** EXERCISE DETAILS **
Copy out each line exactly; pictures stay out of the copy.

** DATA SHOWN **

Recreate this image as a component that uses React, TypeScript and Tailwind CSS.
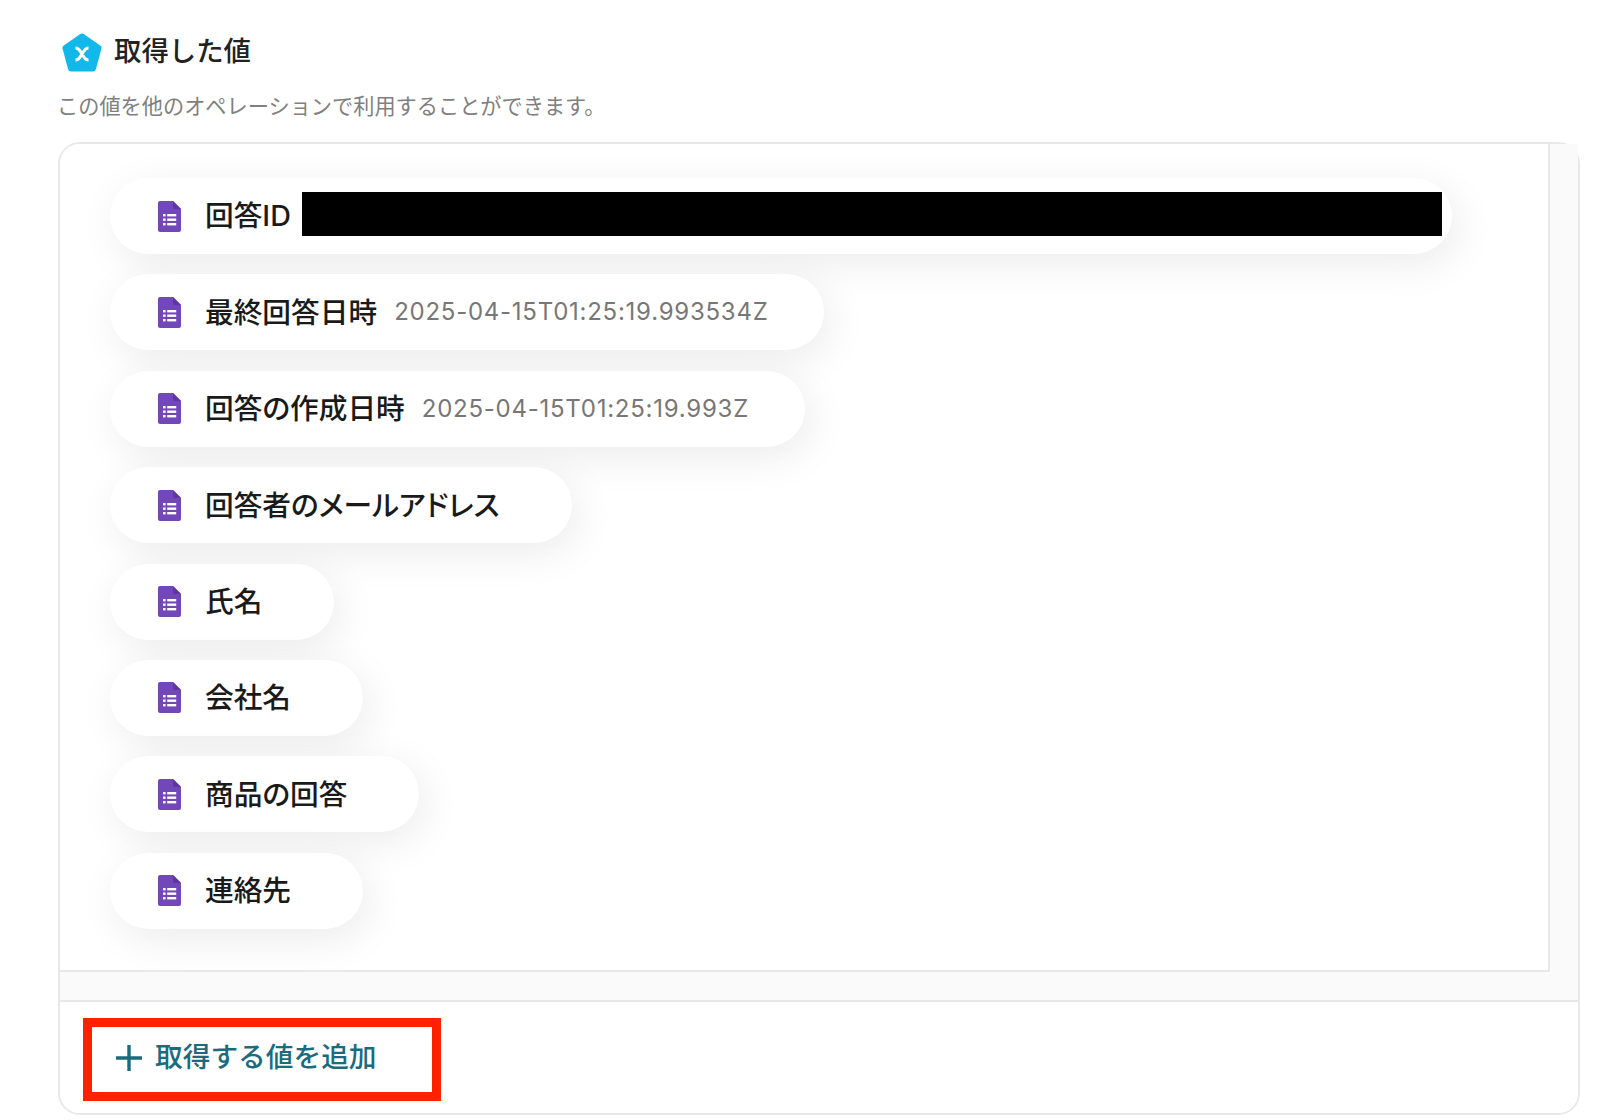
const rows = [
  { label: '最終回答日時', value: '2025-04-15T01:25:19.993534Z', width: 'w-[714px]' },
  { label: '回答の作成日時', value: '2025-04-15T01:25:19.993Z', width: 'w-[695px]' },
  { label: '回答者のメールアドレス', width: 'w-[462px]' },
  { label: '氏名', width: 'w-[224px]' },
  { label: '会社名', width: 'w-[253px]' },
  { label: '商品の回答', width: 'w-[309px]' },
  { label: '連絡先', width: 'w-[253px]' },
];

function FormsIcon() {
  return (
    <svg viewBox="0 0 23 31" className="w-[23px] h-[31px] shrink-0">
      <path d="M2 0H15L23 8V29a2 2 0 0 1-2 2H2a2 2 0 0 1-2-2V2a2 2 0 0 1 2-2Z" fill="#7248B9" />
      <path d="M15 0L23 8H17a2 2 0 0 1-2-2Z" fill="#5E35A6" />
      <g fill="#fff">
        <rect x="5" y="13" width="2.6" height="2.4" />
        <rect x="9.2" y="13" width="9" height="2.4" />
        <rect x="5" y="17.5" width="2.6" height="2.4" />
        <rect x="9.2" y="17.5" width="9" height="2.4" />
        <rect x="5" y="22" width="2.6" height="2.4" />
        <rect x="9.2" y="22" width="9" height="2.4" />
      </g>
    </svg>
  );
}

function Logo() {
  return (
    <svg viewBox="0 0 40 39" className="w-[40px] h-[39px] shrink-0">
      <path
        d="M20 3.5L36.5 15L31 35.5H9L3.5 15Z"
        fill="#12B8EA"
        stroke="#12B8EA"
        strokeWidth="6"
        strokeLinejoin="round"
      />
      <path
        d="M13.5 15C17.5 15 18 18.5 20 21C22 23.5 22.5 27 26.5 27M26.5 15C22.5 15 22 18.5 20 21C18 23.5 17.5 27 13.5 27"
        fill="none"
        stroke="#fff"
        strokeWidth="3"
      />
    </svg>
  );
}

function Pill({ label, value, width }: { label: string; value?: string; width: string }) {
  return (
    <div className={`${width} h-[76px] rounded-[38px] bg-white shadow-[6px_10px_40px_rgba(0,0,0,0.08)] flex items-center pl-[48px]`}>
      <FormsIcon />
      <span className="ml-[24px] text-[28.7px] font-medium text-[#1a1a1a] whitespace-nowrap [font-feature-settings:'palt']">
        {label}
      </span>
      {value && (
        <span className="ml-[17px] text-[24px] text-[#777777] tracking-[0.75px] whitespace-nowrap">{value}</span>
      )}
    </div>
  );
}

export default function App() {
  return (
    <div className="h-[1120px] w-[1600px] bg-white overflow-hidden font-['Inter','Noto_Sans_CJK_JP',sans-serif]">
      {/* Header */}
      <div className="pt-[32px] pl-[62px] flex items-center h-[40px] box-content">
        <Logo />
        <h2 className="ml-[12px] text-[27.4px] font-medium text-[#222222] leading-none">取得した値</h2>
      </div>
      <p className="mt-[19px] pl-[57px] text-[21.2px] leading-[30px] text-[#808080]">
        この値を他のオペレーションで利用することができます。
      </p>

      {/* Card */}
      <div className="mt-[21px] ml-[58px] w-[1522px] h-[973px] rounded-[22px] border-2 border-[#e8e8e8] flex flex-col">
        <div className="flex-1 bg-[#fafafa] rounded-tl-[20px] pr-[28px] pb-[28px]">
          <div className="h-full bg-white border-r-2 border-b-2 border-[#e8e8e8] rounded-tl-[20px] pl-[50px] pt-[34px] flex flex-col gap-[20.4px]">
            <div className="w-[1342px] h-[76px] rounded-[38px] bg-white shadow-[6px_10px_40px_rgba(0,0,0,0.08)] flex items-center pl-[48px]">
              <FormsIcon />
              <span className="ml-[24px] text-[28.7px] font-medium text-[#1a1a1a] whitespace-nowrap">回答ID</span>
              <div className="ml-[11px] mb-[5px] w-[1140px] h-[44px] bg-black" />
            </div>
            {rows.map((row) => (
              <Pill key={row.label} {...row} />
            ))}
          </div>
        </div>
        <div className="h-[113px] border-t-2 border-[#e8e8e8] bg-white rounded-b-[20px] pt-[16px] pl-[23px]">
          <button className="w-[358px] h-[83px] border-[9px] border-[#ff2200] bg-white flex items-center pl-[24px] pb-[4px] text-[#1b6b7f]">
            <svg viewBox="0 0 26 26" className="w-[26px] h-[26px]">
              <path d="M13 0V26M0 13H26" stroke="#1b6b7f" strokeWidth="3.4" fill="none" />
            </svg>
            <span className="ml-[13px] text-[27.7px] font-medium whitespace-nowrap">取得する値を追加</span>
          </button>
        </div>
      </div>
    </div>
  );
}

** OUTPUT OF THE TASK **
Recreate this image as a component that uses React, TypeScript and Tailwind CSS.
const rows = [
  { label: '最終回答日時', value: '2025-04-15T01:25:19.993534Z', width: 'w-[714px]' },
  { label: '回答の作成日時', value: '2025-04-15T01:25:19.993Z', width: 'w-[695px]' },
  { label: '回答者のメールアドレス', width: 'w-[462px]' },
  { label: '氏名', width: 'w-[224px]' },
  { label: '会社名', width: 'w-[253px]' },
  { label: '商品の回答', width: 'w-[309px]' },
  { label: '連絡先', width: 'w-[253px]' },
];

function FormsIcon() {
  return (
    <svg viewBox="0 0 23 31" className="w-[23px] h-[31px] shrink-0">
      <path d="M2 0H15L23 8V29a2 2 0 0 1-2 2H2a2 2 0 0 1-2-2V2a2 2 0 0 1 2-2Z" fill="#7248B9" />
      <path d="M15 0L23 8H17a2 2 0 0 1-2-2Z" fill="#5E35A6" />
      <g fill="#fff">
        <rect x="5" y="13" width="2.6" height="2.4" />
        <rect x="9.2" y="13" width="9" height="2.4" />
        <rect x="5" y="17.5" width="2.6" height="2.4" />
        <rect x="9.2" y="17.5" width="9" height="2.4" />
        <rect x="5" y="22" width="2.6" height="2.4" />
        <rect x="9.2" y="22" width="9" height="2.4" />
      </g>
    </svg>
  );
}

function Logo() {
  return (
    <svg viewBox="0 0 40 39" className="w-[40px] h-[39px] shrink-0">
      <path
        d="M20 3.5L36.5 15L31 35.5H9L3.5 15Z"
        fill="#12B8EA"
        stroke="#12B8EA"
        strokeWidth="6"
        strokeLinejoin="round"
      />
      <path
        d="M13.5 15C17.5 15 18 18.5 20 21C22 23.5 22.5 27 26.5 27M26.5 15C22.5 15 22 18.5 20 21C18 23.5 17.5 27 13.5 27"
        fill="none"
        stroke="#fff"
        strokeWidth="3"
      />
    </svg>
  );
}

function Pill({ label, value, width }: { label: string; value?: string; width: string }) {
  return (
    <div className={`${width} h-[76px] rounded-[38px] bg-white shadow-[6px_10px_40px_rgba(0,0,0,0.08)] flex items-center pl-[48px]`}>
      <FormsIcon />
      <span className="ml-[24px] text-[28.7px] font-medium text-[#1a1a1a] whitespace-nowrap [font-feature-settings:'palt']">
        {label}
      </span>
      {value && (
        <span className="ml-[17px] text-[24px] text-[#777777] tracking-[0.75px] whitespace-nowrap">{value}</span>
      )}
    </div>
  );
}

export default function App() {
  return (
    <div className="h-[1120px] w-[1600px] bg-white overflow-hidden font-['Inter','Noto_Sans_CJK_JP',sans-serif]">
      {/* Header */}
      <div className="pt-[32px] pl-[62px] flex items-center h-[40px] box-content">
        <Logo />
        <h2 className="ml-[12px] text-[27.4px] font-medium text-[#222222] leading-none">取得した値</h2>
      </div>
      <p className="mt-[19px] pl-[57px] text-[21.2px] leading-[30px] text-[#808080]">
        この値を他のオペレーションで利用することができます。
      </p>

      {/* Card */}
      <div className="mt-[21px] ml-[58px] w-[1522px] h-[973px] rounded-[22px] border-2 border-[#e8e8e8] flex flex-col">
        <div className="flex-1 bg-[#fafafa] rounded-tl-[20px] pr-[28px] pb-[28px]">
          <div className="h-full bg-white border-r-2 border-b-2 border-[#e8e8e8] rounded-tl-[20px] pl-[50px] pt-[34px] flex flex-col gap-[20.4px]">
            <div className="w-[1342px] h-[76px] rounded-[38px] bg-white shadow-[6px_10px_40px_rgba(0,0,0,0.08)] flex items-center pl-[48px]">
              <FormsIcon />
              <span className="ml-[24px] text-[28.7px] font-medium text-[#1a1a1a] whitespace-nowrap">回答ID</span>
              <div className="ml-[11px] mb-[5px] w-[1140px] h-[44px] bg-black" />
            </div>
            {rows.map((row) => (
              <Pill key={row.label} {...row} />
            ))}
          </div>
        </div>
        <div className="h-[113px] border-t-2 border-[#e8e8e8] bg-white rounded-b-[20px] pt-[16px] pl-[23px]">
          <button className="w-[358px] h-[83px] border-[9px] border-[#ff2200] bg-white flex items-center pl-[24px] pb-[4px] text-[#1b6b7f]">
            <svg viewBox="0 0 26 26" className="w-[26px] h-[26px]">
              <path d="M13 0V26M0 13H26" stroke="#1b6b7f" strokeWidth="3.4" fill="none" />
            </svg>
            <span className="ml-[13px] text-[27.7px] font-medium whitespace-nowrap">取得する値を追加</span>
          </button>
        </div>
      </div>
    </div>
  );
}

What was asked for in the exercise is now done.